In my first week in Nara, a young woman had been coming to my house for three consecutive days to see me. The first two days I had stayed too long at the office and she was already gone when I came home which was not good, so I was told by Kodjo, but on the third day she was still sitting in front of my house when I hurried home earlier from work not to upset Kodjo again. Aicha ! A beautiful name and a beautiful woman.
” Aicha wants to cook for you ” , Kodjo said. ” She is a good cook, and you have to eat. “
That was definitely true and I had not been eating a lot these last exciting days. So what the heck, let her cook, I thought. Aicha had a tiny baby, named Moussa and now my houdehold counted already three – not including the animals like Egon, the water-fetching donkey and the young but growing chicken family.
Aicha visited every day the Nara market, understandably preferring the food and kitchenalia line, bringing home whatever she needed to make us a healthy Sahel meal.

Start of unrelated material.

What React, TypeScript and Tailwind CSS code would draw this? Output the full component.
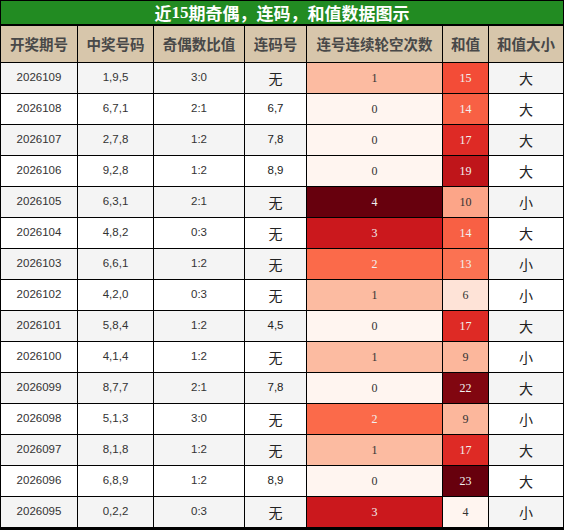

She had a budget to buy groceries and meat that she used during the whole month and the money was better guarded than a donation box in a catholic church in Poland.
For lunch she usually prepared rice with different Malian traditional sauces or stews everyday. In the evening there was grilled chicken, grilled fish or beef skewers with fried potatoes, vegetables or sometimes salad. And no I did not get sick from the salad. The menu could also offer couscous. Except for the meat and the onions none of the ingredients were familiar to me. It did not matter. She made ginger juices, prepared her own chilli paste, called piment in Nara. She baked maize bread. Cooked with red palm oil.
She made a sauce from Baobab leaves. Cooked with Cassava and bananas. Huge bananas!
Made a peanut butter sauce with chicken and chilli ! YES!!
It did not occur to me that my colleagues did not eat twice a day hot opulent meals. If you have Aicha ! You love Aicha !
With the equipment I had received cooking did not always go smooth. Even Martha the Sahel hound ( I will tell her story a little later ) could not help at times. It was my employers philosophy that technical advisors in developing countries should not display too much luxury. No luxury at all in fact. And indeed nobody had a gas stove in Nara.
But Aicha cooked ! And she took this task serious. Very serious! After a while she cooked on fire and then the food got even better. Fresh, lovingly prepared food. Aicha’s cooking became famous in Bamako because colleagues and friends visiting me and not living the same culinary pleasures as I did, told wondrous stories about Aicha’s meals.
Aicha’s cooking was so tasteful and amazing that I could negotiate more than once a reduction in consultants fees for training and other educational measures in Nara when meals were included in the payment. Aicha’s meals! Aicha cooked at night for guests and Nara dignitaires. Aicha had a calling and followed through with it.
I did not mention that Aicha was a traditional healer as well!